OpenXC paves road for makers and tinkerers
San Jose, CA. There's not much work a maker or tinkerer can perform on a car these days—at least not without risking the warranty. As cars become more advanced, they become more inaccessible, or more of a closed, system, according to Zac Nelson, a research engineer at Ford, delivering a keynote address at EE Live yesterday. However, some accessibility might be back, he said, because of the OpenXC open-source hardware and software platform. “We want to bring people back,” he said, to the point where they can create and improve their cars' features.
He cited infotainment as an area ripe for improvement. Car infotainment features tend to lag the features of consumer devices, because a car will be on the road 10 years—much longer than you'll keep a consumer device. He also described modern cars as “sensor nodes on wheels” and asked how we might make use of the data cars generate.

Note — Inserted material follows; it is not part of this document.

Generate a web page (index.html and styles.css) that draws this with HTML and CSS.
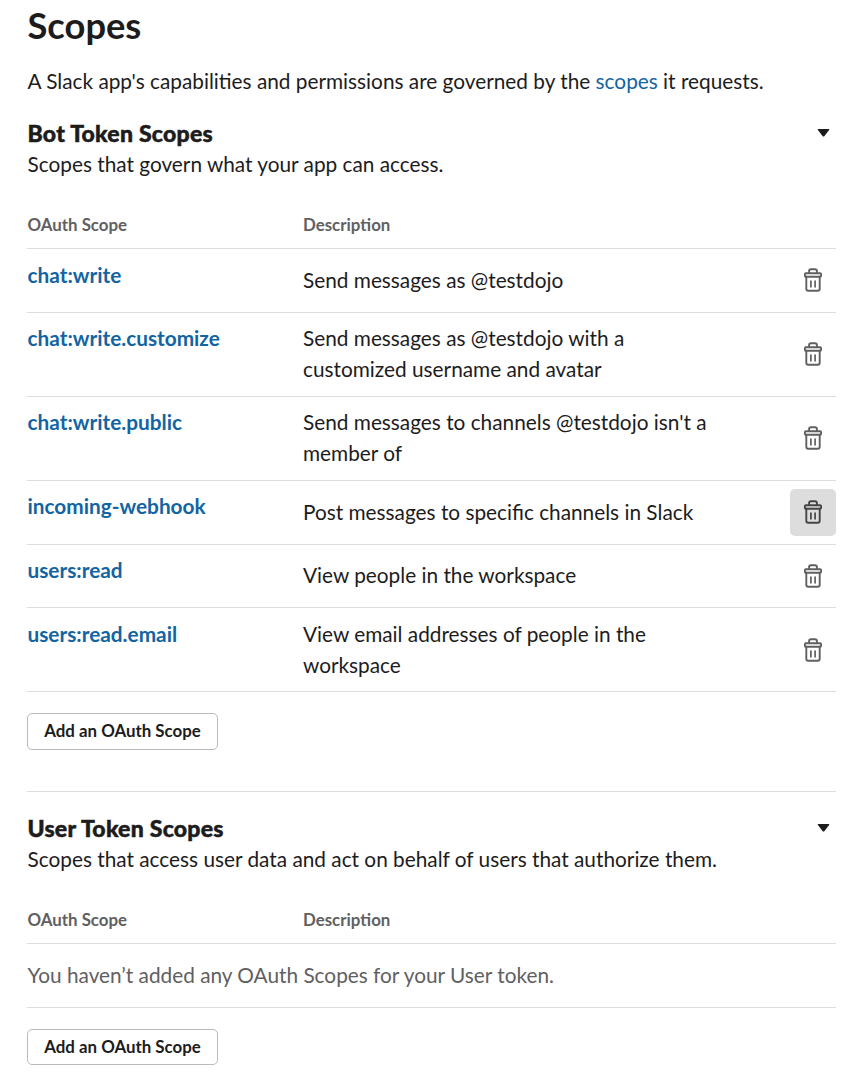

Nelson described OpenXC as providing a read-only data-focused API that allows you to access data via a hardware dongle—called a vehicle interface, VI—that plugs into a car's diagnostic port. Essentially, the VI connects a vehicle's CAN bus—with its vendor-proprietary data traffic—to a USB or Bluetooth interface, with vehicle data presented as JSON objects. Available data include steering-wheel angle, speed, latitude, longitude, odometer reading, headlamp status, high-beam status, amount of fuel consumed, fuel efficiency, engine speed, torque, pedal position, and gear position.
Nelson went into some detail on his use of OpenXC to develop a haptic-feedback shift knob. Rather than relying on a dashboard lamp to signal the optimum shift point (with the driver needing to look down), the haptic knob vibrates when it's time to shift. He employed 3-D printing, an Arduino board, and parts from an Xbox to build prototypes. He also described the integration of a webcam to serve as a backup camera and the implementation of a “retro gauge” that could display a choice of analog and digital information. He even suggested that a car—on encountering lots of starts and stops, indicating a traffic jam—could play soothing music to minimize road rage.
Nelson recounted his own experience as a child wrecking and then rebuilding a go cart. That, he said, taught him the value of modification and reuse. “OpenXC offers a platform for tinkerers and innovators to create something novel,” he said. “I want to see what you can create to enhance the driving experience.”